I am also calling it now – Mr. Hyde will end up being the big bad of the Dark Universe. Working to bring together all of the various evil monsters to help him rule/destroy the world. Dr. Jekyll will not realise he is being manipulated into doing exactly what Hyde wants. All speculation on my part, but just wanted to say it.

The creature effects are pretty good, but there is some obvious CG that lets the side down. I really liked the scenes in the church at night as Ahmanet scuttling around in the shadows, leaping out and sucking the life out of police officers. They were some of the creepier scenes and a great call back to Lifeforce.

However, there were only a few creepy moments and I would have loved to have had a few more scares. This is meant to be a Dark Universe full of monsters. It often felt very rushed, when they should have taken time to set up moments and then tease us with a creeping dread. I wanted a moment or two like the bit from An American Werewolf in London when the guy is being stalked in the London Underground.

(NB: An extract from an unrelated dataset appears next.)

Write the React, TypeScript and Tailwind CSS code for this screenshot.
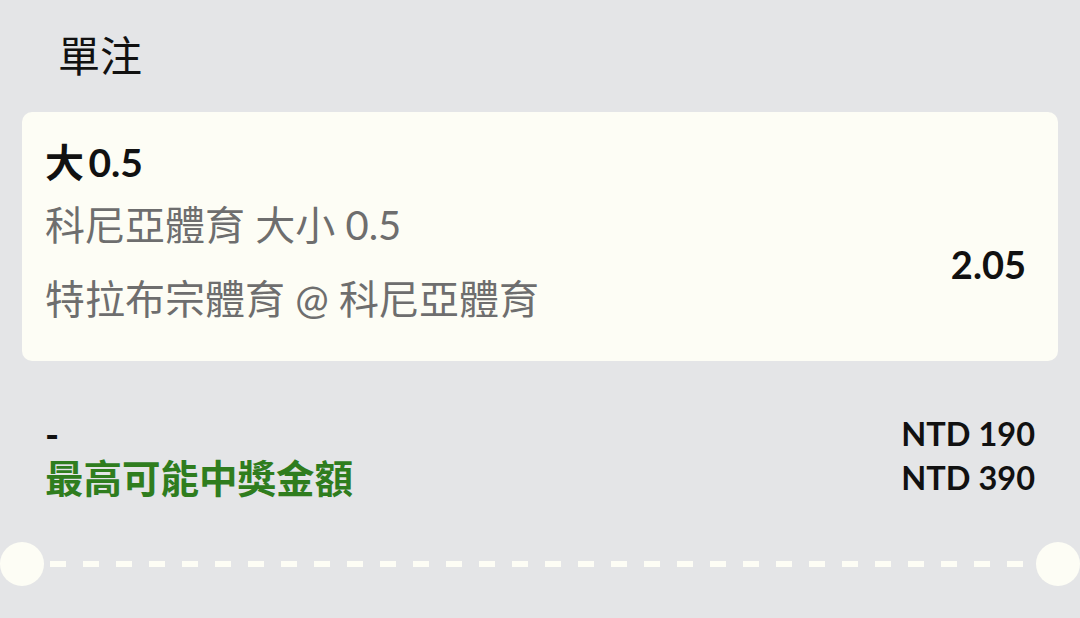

There are also some nice little touches connecting The Mummy to the other Universal Monsters. We see a vampire skull, a Gill-Mans hand and a few other things. The Book of Amun-Ra from 1999’s The Mummy also makes an appearance. Does that mean that film is connected to the Dark Universe? Who knows, but it was a nice little touch. I also liked how they brought the sands of Egypt to London by using glass. Nicely thought out.

So on the whole it was a most enjoyable popcorn movie. It is not going to change the world, but I felt it was a lot better than many other reviews have made out. I do hope it makes enough at the box office for Universal to carry on with their Dark Universe. The potential is there, they just need to ensure they plan everything out, stay focused, and don’t let the movie stars outshine the characters.